Success and failure:
One Austrian battalion is forced to retire from the ridge, but the other in line repels the Voltiguer charge....

...and then coolly dispatches a cavalry charge from the dragoons.



Paul then tried a similar trick with me, sending his dragoons at my Voltiguers, but I emulated Vana and sent his hussars packing! Swings and roundabouts...

Put that in your pipe and smoke it, Russkis!

His dragoons had gone on a big detour around my flank, but I held my lancers in place to keep the pesky square from getting any ideas. Still, I probably could have at least altered their angle, because eventually I had dragoons charging the lancers' flank. I tried to evade, but to no avail (being Neapolitan cavalry, what did I expect?) and had the lancers unceremoniously swept from the field. 


By that time it was all over bar the shouting, though; My Velites swept down the flank of the unanchored line, clearing the ridge of Austrian infantry. Better late than never...

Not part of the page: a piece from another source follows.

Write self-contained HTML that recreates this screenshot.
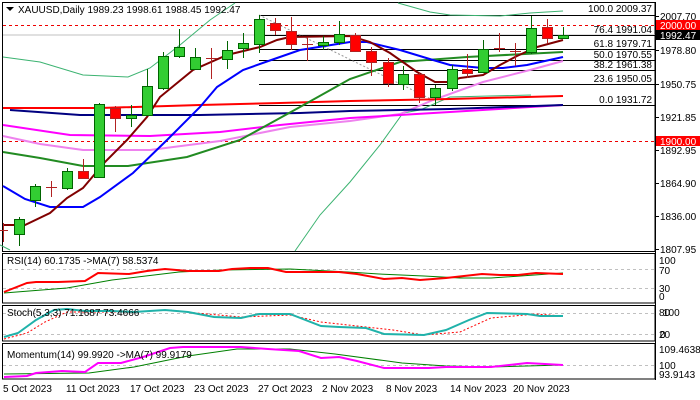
<!DOCTYPE html>
<html><head><meta charset="utf-8"><style>
html,body{margin:0;padding:0;background:#fff;width:700px;height:400px;overflow:hidden}
svg{display:block}
text{font-family:"Liberation Sans",sans-serif;font-size:10px;fill:#000}
</style></head><body>
<svg width="700" height="400" viewBox="0 0 700 400" xmlns="http://www.w3.org/2000/svg">
<rect width="700" height="400" fill="#fff"/>
<!-- main frame -->
<rect x="2.5" y="2.5" width="652.5" height="249" fill="none" stroke="#000"/>
<!-- current price line -->
<line x1="3" y1="35" x2="655" y2="35" stroke="#c0c0c0"/>
<!-- fib lines -->
<g stroke="#000" stroke-width="1">
<line x1="259" y1="15.5" x2="655" y2="15.5"/>
<line x1="259" y1="35.5" x2="655" y2="35.5"/>
<line x1="259" y1="49.5" x2="655" y2="49.5"/>
<line x1="259" y1="60.5" x2="655" y2="60.5"/>
<line x1="259" y1="70.5" x2="655" y2="70.5"/>
<line x1="259" y1="84.5" x2="655" y2="84.5"/>
<line x1="259" y1="105.5" x2="655" y2="105.5"/>
</g>
<line x1="259" y1="15" x2="433" y2="100" stroke="#999" stroke-dasharray="2,2"/>
<!-- red dashed -->
<line x1="3" y1="25.5" x2="655" y2="25.5" stroke="#e00" stroke-dasharray="3,3"/>
<line x1="3" y1="141.5" x2="655" y2="141.5" stroke="#e00" stroke-dasharray="3,3"/>
<!-- bollinger -->
<g fill="none" stroke="#3cb371" stroke-width="1">
<polyline points="3,57 40,62 83,75 128,77 150,68 180,45 210,20 235,3"/>
<polyline points="398,3 430,12 450,15 500,16 530,13 563,11"/>
<polyline points="0,245 10,250"/>
<polyline points="295,251 320,215 350,182 380,145 403,113 420,110 450,97 531,95"/>
</g>
<!-- MAs -->
<g fill="none" stroke-width="2">
<polyline stroke="#ee82ee" points="3,136 40,144 83,150 150,150 220,141 290,127 350,121 400,114 433,100 483,82 530,70 563,61"/>
<polyline stroke="#ff00ff" points="3,125 70,135 150,136 220,132 280,125 350,118 450,112 563,105"/>
<polyline stroke="#000080" points="10,110 80,115 200,115 300,113 350,111 450,109 563,105"/>
<polyline stroke="#ff0000" points="3,108 100,108 200,105 280,103 350,101 450,99 563,96"/>
<polyline stroke="#228b22" points="3,152 40,158 83,166 128,166 187,157 240,140 300,107 350,79 400,62 467,57 563,52"/>
<polyline stroke="#0000ff" points="3,186 25,199 50,207 83,207 100,197 133,173 167,140 200,107 217,87 243,70 277,58 300,50 350,42 367,42 400,50 433,60 450,65 483,68 503,68 527,65 563,57"/>
<polyline stroke="#800000" points="3,225 25,225 50,213 67,198 83,188 105,162 127,140 147,117 160,97 193,70 227,55 260,47 277,40 290,37 350,36 370,42 390,53 417,72 435,82 447,82 460,78 483,75 500,65 517,56 537,47 563,40"/>
</g>
<!-- candles -->
<g stroke-width="1">
<g stroke="#b22222" fill="#ff0000">
<line x1="3.5" y1="223" x2="3.5" y2="242"/><line x1="0" y1="230.5" x2="8" y2="230.5"/>
<line x1="51.5" y1="181" x2="51.5" y2="197"/><line x1="46" y1="187.5" x2="57" y2="187.5"/>
<line x1="83.5" y1="159" x2="83.5" y2="178"/><rect x="78.5" y="171.5" width="10" height="7"/>
<line x1="115.5" y1="106" x2="115.5" y2="132"/><rect x="110.5" y="108.5" width="10" height="10"/>
<line x1="211.5" y1="48" x2="211.5" y2="79"/><line x1="206" y1="58.5" x2="217" y2="58.5"/>
<line x1="275.5" y1="18" x2="275.5" y2="35"/><rect x="270.5" y="23.5" width="10" height="7"/>
<line x1="291.5" y1="17" x2="291.5" y2="50"/><rect x="286.5" y="31.5" width="10" height="13"/>
<line x1="307.5" y1="37" x2="307.5" y2="61"/><line x1="302" y1="44.5" x2="313" y2="44.5"/>
<line x1="355.5" y1="33" x2="355.5" y2="52"/><rect x="350.5" y="35.5" width="10" height="16"/>
<line x1="371.5" y1="47" x2="371.5" y2="76"/><rect x="366.5" y="51.5" width="10" height="11"/>
<line x1="388.5" y1="58" x2="388.5" y2="87"/><rect x="383.5" y="62.5" width="10" height="21"/>
<line x1="419.5" y1="73" x2="419.5" y2="103"/><rect x="414.5" y="74.5" width="10" height="23"/>
<line x1="467.5" y1="54" x2="467.5" y2="78"/><rect x="462.5" y="69.5" width="10" height="4"/>
<line x1="499.5" y1="33" x2="499.5" y2="52"/><line x1="494" y1="48.5" x2="505" y2="48.5"/>
<line x1="515.5" y1="43" x2="515.5" y2="66"/><line x1="510" y1="51.5" x2="521" y2="51.5"/>
<line x1="547.5" y1="19" x2="547.5" y2="43"/><rect x="542.5" y="27.5" width="10" height="11"/>
</g>
<g stroke="#006400" fill="#32cd32">
<line x1="19.5" y1="217" x2="19.5" y2="246"/><rect x="14.5" y="219.5" width="10" height="15"/>
<line x1="35.5" y1="184" x2="35.5" y2="207"/><rect x="30.5" y="186.5" width="10" height="14"/>
<line x1="67.5" y1="168" x2="67.5" y2="190"/><rect x="62.5" y="171.5" width="10" height="17"/>
<line x1="99.5" y1="103" x2="99.5" y2="177"/><rect x="94.5" y="104.5" width="10" height="73"/>
<line x1="131.5" y1="105" x2="131.5" y2="127"/><rect x="126.5" y="115.5" width="10" height="3"/>
<line x1="147.5" y1="69" x2="147.5" y2="115"/><rect x="142.5" y="86.5" width="10" height="29"/>
<line x1="163.5" y1="52" x2="163.5" y2="90"/><rect x="158.5" y="56.5" width="10" height="32"/>
<line x1="179.5" y1="29" x2="179.5" y2="58"/><rect x="174.5" y="47.5" width="10" height="9"/>
<line x1="195.5" y1="48" x2="195.5" y2="69"/><rect x="190.5" y="57.5" width="10" height="12"/>
<line x1="227.5" y1="41" x2="227.5" y2="69"/><rect x="222.5" y="50.5" width="10" height="9"/>
<line x1="243.5" y1="33" x2="243.5" y2="58"/><rect x="238.5" y="43.5" width="10" height="5"/>
<line x1="259.5" y1="15" x2="259.5" y2="53"/><rect x="254.5" y="19.5" width="10" height="25"/>
<line x1="323.5" y1="36" x2="323.5" y2="50"/><rect x="318.5" y="42.5" width="10" height="3"/>
<line x1="339.5" y1="21" x2="339.5" y2="45"/><rect x="334.5" y="34.5" width="10" height="8"/>
<line x1="403.5" y1="66" x2="403.5" y2="90"/><rect x="398.5" y="74.5" width="10" height="10"/>
<line x1="435.5" y1="85" x2="435.5" y2="105"/><rect x="430.5" y="88.5" width="10" height="9"/>
<line x1="452.5" y1="65" x2="452.5" y2="91"/><rect x="447.5" y="69.5" width="10" height="19"/>
<line x1="483.5" y1="40" x2="483.5" y2="73"/><rect x="478.5" y="49.5" width="10" height="23"/>
<line x1="531.5" y1="16" x2="531.5" y2="54"/><rect x="526.5" y="28.5" width="10" height="24"/>
<line x1="563.5" y1="27" x2="563.5" y2="38"/><rect x="558.5" y="35.5" width="10" height="3"/>
</g>
</g>
<!-- title -->
<path d="M6,7 L14,7 L10,11 Z" fill="#000"/>
<text x="18" y="13">XAUUSD,Daily  1989.23 1998.61 1988.45 1992.47</text>
<!-- fib labels -->
<g text-anchor="end">
<text x="652" y="12">100.0 2009.37</text>
<text x="652" y="33">76.4 1991.04</text>
<text x="652" y="47">61.8 1979.71</text>
<text x="652" y="58">50.0 1970.55</text>
<text x="652" y="68">38.2 1961.38</text>
<text x="652" y="82">23.6 1950.05</text>
<text x="652" y="103">0.0 1931.72</text>
</g>
<!-- axis -->
<line x1="655.5" y1="2" x2="655.5" y2="380" stroke="#000"/>
<g stroke="#000">
<line x1="655" y1="16.5" x2="659" y2="16.5"/><line x1="655" y1="50.5" x2="659" y2="50.5"/><line x1="655" y1="84.5" x2="659" y2="84.5"/><line x1="655" y1="117.5" x2="659" y2="117.5"/><line x1="655" y1="150.5" x2="659" y2="150.5"/><line x1="655" y1="183.5" x2="659" y2="183.5"/><line x1="655" y1="216.5" x2="659" y2="216.5"/><line x1="655" y1="249.5" x2="659" y2="249.5"/>
</g>
<text x="660" y="20">2007.70</text>
<text x="660" y="54">1978.80</text>
<text x="660" y="88">1950.75</text>
<text x="660" y="121">1921.85</text>
<text x="660" y="154">1892.95</text>
<text x="660" y="187">1864.90</text>
<text x="660" y="220">1836.00</text>
<text x="660" y="253">1807.95</text>
<rect x="656" y="20" width="44" height="10" fill="#ff0000"/>
<text x="660" y="29" style="fill:#fff">2000.00</text>
<rect x="656" y="30" width="44" height="10" fill="#000"/>
<text x="660" y="39" style="fill:#fff">1992.47</text>
<rect x="656" y="136" width="44" height="10" fill="#ff0000"/>
<text x="660" y="145" style="fill:#fff">1900.00</text>

<!-- RSI panel -->
<rect x="2.5" y="253.5" width="652.5" height="49.5" fill="none" stroke="#000"/>
<line x1="3" y1="269.5" x2="655" y2="269.5" stroke="#c0c0c0" stroke-dasharray="3,3"/>
<line x1="3" y1="288.5" x2="655" y2="288.5" stroke="#c0c0c0" stroke-dasharray="3,3"/>
<polyline fill="none" stroke="#008000" stroke-width="1" points="4,293 67,288 112,280 179,272 223,270 290,269 348,272 379,274 424,276 460,278 491,278 563,273"/>
<polyline fill="none" stroke="#ff0000" stroke-width="2" points="4,292 27,283 36,282 58,282 85,281 98,273 129,274 147,271 165,269 188,271 219,271 232,269 250,268 268,268 286,272 339,272 357,274 384,279 402,278 420,280 446,278 455,277 482,274 500,275 518,275 536,273 563,274"/>
<text x="7" y="264">RSI(14) 60.1735  -&gt;MA(7) 58.5374</text>
<text x="659" y="264">100</text><text x="659" y="274">70</text><text x="659" y="292">30</text><text x="659" y="300">0</text>

<!-- Stoch panel -->
<rect x="2.5" y="305.5" width="652.5" height="35.5" fill="none" stroke="#000"/>
<line x1="3" y1="313.5" x2="655" y2="313.5" stroke="#c0c0c0" stroke-dasharray="3,3"/>
<line x1="3" y1="334.5" x2="655" y2="334.5" stroke="#c0c0c0" stroke-dasharray="3,3"/>
<polyline fill="none" stroke="#ff0000" stroke-width="1" stroke-dasharray="2,2" points="4,339 27,333 45,322 67,312 134,312 170,310 196,313 241,317 290,315 321,322 357,326 393,330 424,335 460,332 491,318 536,314 563,316"/>
<polyline fill="none" stroke="#20b2aa" stroke-width="2" points="4,337 18,333 36,320 54,310 67,309 85,311 112,311 134,312 165,310 188,312 214,317 241,318 259,314 290,314 321,326 339,327 366,328 384,334 424,335 446,330 469,320 487,313 527,314 540,316 563,316"/>
<text x="7" y="316">Stoch(5,3,3) 71.1687 73.4666</text>
<text x="659" y="316">80</text><text x="663" y="316">100</text><text x="659" y="338">20</text><text x="660" y="338">0</text>

<!-- Momentum panel -->
<rect x="2.5" y="343.5" width="652.5" height="35.5" fill="none" stroke="#000"/>
<line x1="3" y1="365.5" x2="655" y2="365.5" stroke="#c0c0c0" stroke-dasharray="3,3"/>
<polyline fill="none" stroke="#008000" stroke-width="1" points="4,374 89,373 134,367 188,356 237,349 290,349 335,354 402,363 446,366 491,367 563,365"/>
<polyline fill="none" stroke="#ff00ff" stroke-width="2" points="4,377 27,376 36,373 62,371 85,372 98,363 121,363 143,357 170,348 183,347 241,347 268,349 299,351 321,358 339,357 357,361 384,368 429,368 446,367 491,367 527,363 563,365"/>
<text x="7" y="358">Momentum(14) 99.9920  -&gt;MA(7) 99.9179</text>
<text x="659" y="353">109.4638</text><text x="659" y="369">100</text><text x="659" y="378">93.9143</text>

<!-- dates -->
<g>
<text x="3" y="392">5 Oct 2023</text>
<text x="66" y="392">11 Oct 2023</text>
<text x="130" y="392">17 Oct 2023</text>
<text x="194" y="392">23 Oct 2023</text>
<text x="258" y="392">27 Oct 2023</text>
<text x="322" y="392">2 Nov 2023</text>
<text x="386" y="392">8 Nov 2023</text>
<text x="450" y="392">14 Nov 2023</text>
<text x="513" y="392">20 Nov 2023</text>
</g>
</svg>
</body></html>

Meanwhile, Vana encouraged me to go for the big 5:30 death-or-glory charge against Paul's line on the right. paul had moved his big guns into the front line and seemed to be preparing an advance. I still had an untouched reserve, which, when added to the battalions in the front line, gave me a fighting chance of breaking through, even with fire from 12-lbers and infantry to greet them on their approach. With Murat attached to give leadership bonus, what could go wrong? Well, Paul rolling 0 on a d10 for defensive fire, that's what! Murat was killed and the attack faltered! The resulting morale check saw the attackers break and run; Game Over, Man!

The attack assembles...

...and goes in!


Thanks for all your kind words from the last blog-post. Our family really appreciates it; she was a bad-tempered mog, but she is missed by all, including the dog.